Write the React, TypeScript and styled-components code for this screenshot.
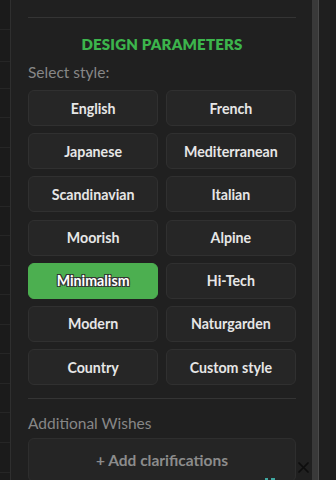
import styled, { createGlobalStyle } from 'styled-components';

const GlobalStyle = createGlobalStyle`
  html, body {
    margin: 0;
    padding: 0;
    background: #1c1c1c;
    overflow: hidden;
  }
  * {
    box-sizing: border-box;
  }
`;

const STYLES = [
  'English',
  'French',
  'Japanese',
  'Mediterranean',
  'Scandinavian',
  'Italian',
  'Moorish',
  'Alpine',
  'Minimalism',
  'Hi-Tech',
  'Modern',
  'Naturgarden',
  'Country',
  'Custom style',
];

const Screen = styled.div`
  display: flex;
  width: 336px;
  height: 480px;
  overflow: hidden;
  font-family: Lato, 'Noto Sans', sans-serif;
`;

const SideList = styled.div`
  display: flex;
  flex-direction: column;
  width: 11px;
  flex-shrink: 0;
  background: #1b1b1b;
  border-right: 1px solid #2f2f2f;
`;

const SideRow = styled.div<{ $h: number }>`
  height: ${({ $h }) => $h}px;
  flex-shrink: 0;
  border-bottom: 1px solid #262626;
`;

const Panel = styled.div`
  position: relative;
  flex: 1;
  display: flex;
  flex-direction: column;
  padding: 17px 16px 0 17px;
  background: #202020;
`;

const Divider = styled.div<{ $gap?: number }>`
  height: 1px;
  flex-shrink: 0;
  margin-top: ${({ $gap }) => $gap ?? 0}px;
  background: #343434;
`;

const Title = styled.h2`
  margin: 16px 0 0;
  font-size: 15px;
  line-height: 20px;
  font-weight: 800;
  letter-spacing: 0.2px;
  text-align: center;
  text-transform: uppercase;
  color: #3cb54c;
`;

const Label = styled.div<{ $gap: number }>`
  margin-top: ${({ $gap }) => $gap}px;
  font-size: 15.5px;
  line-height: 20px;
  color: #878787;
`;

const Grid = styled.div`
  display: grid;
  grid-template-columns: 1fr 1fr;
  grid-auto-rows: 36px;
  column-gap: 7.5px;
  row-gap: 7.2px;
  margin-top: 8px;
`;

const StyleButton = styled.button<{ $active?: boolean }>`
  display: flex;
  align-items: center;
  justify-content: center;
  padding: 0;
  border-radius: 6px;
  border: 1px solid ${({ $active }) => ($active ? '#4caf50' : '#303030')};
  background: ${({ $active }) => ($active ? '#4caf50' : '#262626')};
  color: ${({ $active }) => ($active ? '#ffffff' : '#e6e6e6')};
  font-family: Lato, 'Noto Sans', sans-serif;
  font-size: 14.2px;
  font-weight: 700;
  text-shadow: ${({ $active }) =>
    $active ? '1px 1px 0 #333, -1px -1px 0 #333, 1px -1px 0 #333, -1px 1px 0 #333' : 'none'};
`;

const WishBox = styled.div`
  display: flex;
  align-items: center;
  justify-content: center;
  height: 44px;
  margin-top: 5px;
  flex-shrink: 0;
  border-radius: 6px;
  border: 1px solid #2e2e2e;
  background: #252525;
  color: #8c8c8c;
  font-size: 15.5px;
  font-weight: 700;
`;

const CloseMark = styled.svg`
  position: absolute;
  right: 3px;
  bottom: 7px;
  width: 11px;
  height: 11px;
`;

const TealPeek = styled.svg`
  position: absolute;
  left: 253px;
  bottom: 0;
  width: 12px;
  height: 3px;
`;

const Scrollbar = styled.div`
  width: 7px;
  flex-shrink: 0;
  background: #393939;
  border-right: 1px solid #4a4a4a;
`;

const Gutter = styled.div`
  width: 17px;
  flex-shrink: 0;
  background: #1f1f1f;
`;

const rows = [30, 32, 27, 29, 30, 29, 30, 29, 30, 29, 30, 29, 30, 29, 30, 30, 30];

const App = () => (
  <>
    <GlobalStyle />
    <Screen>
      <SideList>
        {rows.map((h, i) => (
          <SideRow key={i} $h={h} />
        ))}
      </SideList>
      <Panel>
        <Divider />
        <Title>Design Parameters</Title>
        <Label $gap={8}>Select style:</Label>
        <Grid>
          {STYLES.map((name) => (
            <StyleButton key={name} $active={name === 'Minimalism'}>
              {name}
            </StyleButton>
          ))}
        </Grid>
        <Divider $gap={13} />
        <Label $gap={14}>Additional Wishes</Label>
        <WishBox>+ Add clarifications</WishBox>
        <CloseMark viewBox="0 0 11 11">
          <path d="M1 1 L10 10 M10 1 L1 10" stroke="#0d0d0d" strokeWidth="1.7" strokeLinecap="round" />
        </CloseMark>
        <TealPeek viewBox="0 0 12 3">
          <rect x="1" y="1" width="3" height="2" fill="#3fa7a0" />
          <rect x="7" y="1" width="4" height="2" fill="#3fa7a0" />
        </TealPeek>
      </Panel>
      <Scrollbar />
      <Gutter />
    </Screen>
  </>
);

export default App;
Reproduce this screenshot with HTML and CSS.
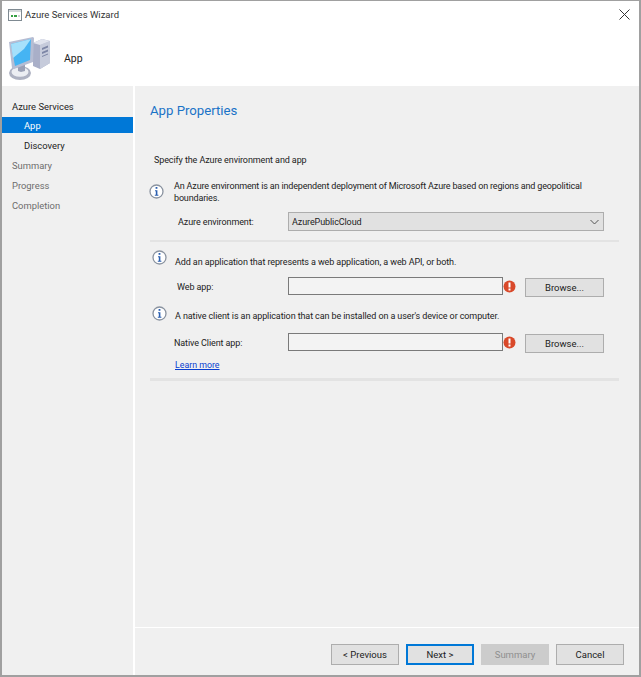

## TASK
Please repeat the entries exactly. Do not include the pictures.

## RESPONSE FOR THIS EXERCISE
Write the React, TypeScript and styled-components code for this screenshot.
import styled, { createGlobalStyle } from 'styled-components';

const GlobalStyle = createGlobalStyle`
  html, body {
    margin: 0;
    padding: 0;
    background: #1c1c1c;
    overflow: hidden;
  }
  * {
    box-sizing: border-box;
  }
`;

const STYLES = [
  'English',
  'French',
  'Japanese',
  'Mediterranean',
  'Scandinavian',
  'Italian',
  'Moorish',
  'Alpine',
  'Minimalism',
  'Hi-Tech',
  'Modern',
  'Naturgarden',
  'Country',
  'Custom style',
];

const Screen = styled.div`
  display: flex;
  width: 336px;
  height: 480px;
  overflow: hidden;
  font-family: Lato, 'Noto Sans', sans-serif;
`;

const SideList = styled.div`
  display: flex;
  flex-direction: column;
  width: 11px;
  flex-shrink: 0;
  background: #1b1b1b;
  border-right: 1px solid #2f2f2f;
`;

const SideRow = styled.div<{ $h: number }>`
  height: ${({ $h }) => $h}px;
  flex-shrink: 0;
  border-bottom: 1px solid #262626;
`;

const Panel = styled.div`
  position: relative;
  flex: 1;
  display: flex;
  flex-direction: column;
  padding: 17px 16px 0 17px;
  background: #202020;
`;

const Divider = styled.div<{ $gap?: number }>`
  height: 1px;
  flex-shrink: 0;
  margin-top: ${({ $gap }) => $gap ?? 0}px;
  background: #343434;
`;

const Title = styled.h2`
  margin: 16px 0 0;
  font-size: 15px;
  line-height: 20px;
  font-weight: 800;
  letter-spacing: 0.2px;
  text-align: center;
  text-transform: uppercase;
  color: #3cb54c;
`;

const Label = styled.div<{ $gap: number }>`
  margin-top: ${({ $gap }) => $gap}px;
  font-size: 15.5px;
  line-height: 20px;
  color: #878787;
`;

const Grid = styled.div`
  display: grid;
  grid-template-columns: 1fr 1fr;
  grid-auto-rows: 36px;
  column-gap: 7.5px;
  row-gap: 7.2px;
  margin-top: 8px;
`;

const StyleButton = styled.button<{ $active?: boolean }>`
  display: flex;
  align-items: center;
  justify-content: center;
  padding: 0;
  border-radius: 6px;
  border: 1px solid ${({ $active }) => ($active ? '#4caf50' : '#303030')};
  background: ${({ $active }) => ($active ? '#4caf50' : '#262626')};
  color: ${({ $active }) => ($active ? '#ffffff' : '#e6e6e6')};
  font-family: Lato, 'Noto Sans', sans-serif;
  font-size: 14.2px;
  font-weight: 700;
  text-shadow: ${({ $active }) =>
    $active ? '1px 1px 0 #333, -1px -1px 0 #333, 1px -1px 0 #333, -1px 1px 0 #333' : 'none'};
`;

const WishBox = styled.div`
  display: flex;
  align-items: center;
  justify-content: center;
  height: 44px;
  margin-top: 5px;
  flex-shrink: 0;
  border-radius: 6px;
  border: 1px solid #2e2e2e;
  background: #252525;
  color: #8c8c8c;
  font-size: 15.5px;
  font-weight: 700;
`;

const CloseMark = styled.svg`
  position: absolute;
  right: 3px;
  bottom: 7px;
  width: 11px;
  height: 11px;
`;

const TealPeek = styled.svg`
  position: absolute;
  left: 253px;
  bottom: 0;
  width: 12px;
  height: 3px;
`;

const Scrollbar = styled.div`
  width: 7px;
  flex-shrink: 0;
  background: #393939;
  border-right: 1px solid #4a4a4a;
`;

const Gutter = styled.div`
  width: 17px;
  flex-shrink: 0;
  background: #1f1f1f;
`;

const rows = [30, 32, 27, 29, 30, 29, 30, 29, 30, 29, 30, 29, 30, 29, 30, 30, 30];

const App = () => (
  <>
    <GlobalStyle />
    <Screen>
      <SideList>
        {rows.map((h, i) => (
          <SideRow key={i} $h={h} />
        ))}
      </SideList>
      <Panel>
        <Divider />
        <Title>Design Parameters</Title>
        <Label $gap={8}>Select style:</Label>
        <Grid>
          {STYLES.map((name) => (
            <StyleButton key={name} $active={name === 'Minimalism'}>
              {name}
            </StyleButton>
          ))}
        </Grid>
        <Divider $gap={13} />
        <Label $gap={14}>Additional Wishes</Label>
        <WishBox>+ Add clarifications</WishBox>
        <CloseMark viewBox="0 0 11 11">
          <path d="M1 1 L10 10 M10 1 L1 10" stroke="#0d0d0d" strokeWidth="1.7" strokeLinecap="round" />
        </CloseMark>
        <TealPeek viewBox="0 0 12 3">
          <rect x="1" y="1" width="3" height="2" fill="#3fa7a0" />
          <rect x="7" y="1" width="4" height="2" fill="#3fa7a0" />
        </TealPeek>
      </Panel>
      <Scrollbar />
      <Gutter />
    </Screen>
  </>
);

export default App;
Reproduce this screenshot with HTML and CSS.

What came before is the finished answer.